Number 7: The Unstoppable Law - The Darkness Cannot Overcome the Light

This is the final, unshakeable, foundational truth that must be the bedrock of your faith in this season. The darkness you are facing, no matter how oppressive, suffocating, or absolute it feels, cannot win. It is a spiritual impossibility.

The Apostle John begins his gospel with the ultimate declaration of spiritual law. Speaking of Jesus, the "Word," he says, "In him was life, and that life was the light of all mankind. The light shines in the darkness, and the darkness has not overcome it." John 1:4-5.

That word "overcome" in the Greek is katelaben. It has a double meaning, and both are glorious. First, it means "to extinguish" or "to put out." The darkness, no matter how hard it tries, cannot put out the light. It's like trying to "drown" a beam of light by pouring "darkness" on it. It's absurd. The smallest pinprick of light always shatters the darkness. The darkness never shatters the light. The presence of a battle does not mean the light is losing. It just means the light is present and shining!

The second meaning of katelaben is "to comprehend" or "to grasp." The darkness cannot understand the light. This is so profound. The enemy's "dark" plan cannot comprehend God's "light" plan. The enemy thought he was winning at the cross. He thought the darkness of the tomb was his greatest victory. He could not comprehend that his "dark" act of murder was actually God's "light" act of redemption.

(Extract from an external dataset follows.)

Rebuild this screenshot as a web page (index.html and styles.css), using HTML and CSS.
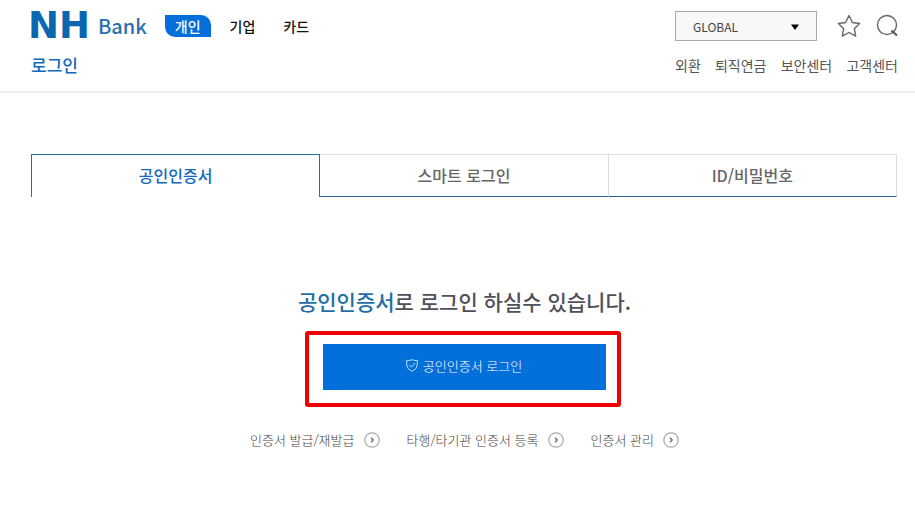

What does this mean for you? It means the "dark" plan the enemy has launched against your life—the sickness, the betrayal, the financial lack, the depression—cannot comprehend how God is about to turn it for your good. The enemy is once again overplaying his hand. He thinks he is destroying you with this darkness, but he cannot comprehend that this is the very seed, the tomb, the dark thread, the potter's pressure that God is using to resurrect, weave, and remake you into a vessel of glory.

The darkness cannot win. The light is shining. God is working. It is a fundamental, spiritual law.

Conclusion

We have been on a journey into the dark, and we have found it is not empty, but full of God's activity. So, do not lose faith.

That darkness you feel is the soil, and your seed is building roots. Do not dig it up. That darkness you feel is the tomb, and God is busy disarming your enemy and preparing your resurrection. Do not despair.

That darkness you feel is the Weaver's dark thread, the very thing He is using to make your life a masterpiece. That darkness you feel is the Anchor's storm, the resistance God is using to build your faith.

That darkness you feel is the Potter's crushing hand, breaking you of your flaws to remake you in His glorious image. That darkness you feel is the Watchman's night, your assignment to wait with expectancy for the morning.

And above all, that darkness you feel is defeated. For the Light shines in the darkness, and the darkness has not, cannot, and will not ever overcome it.

God is still working. He is closer than He has ever been. He has not forgotten you. He is working in the dark. Hold on. Your morning is coming.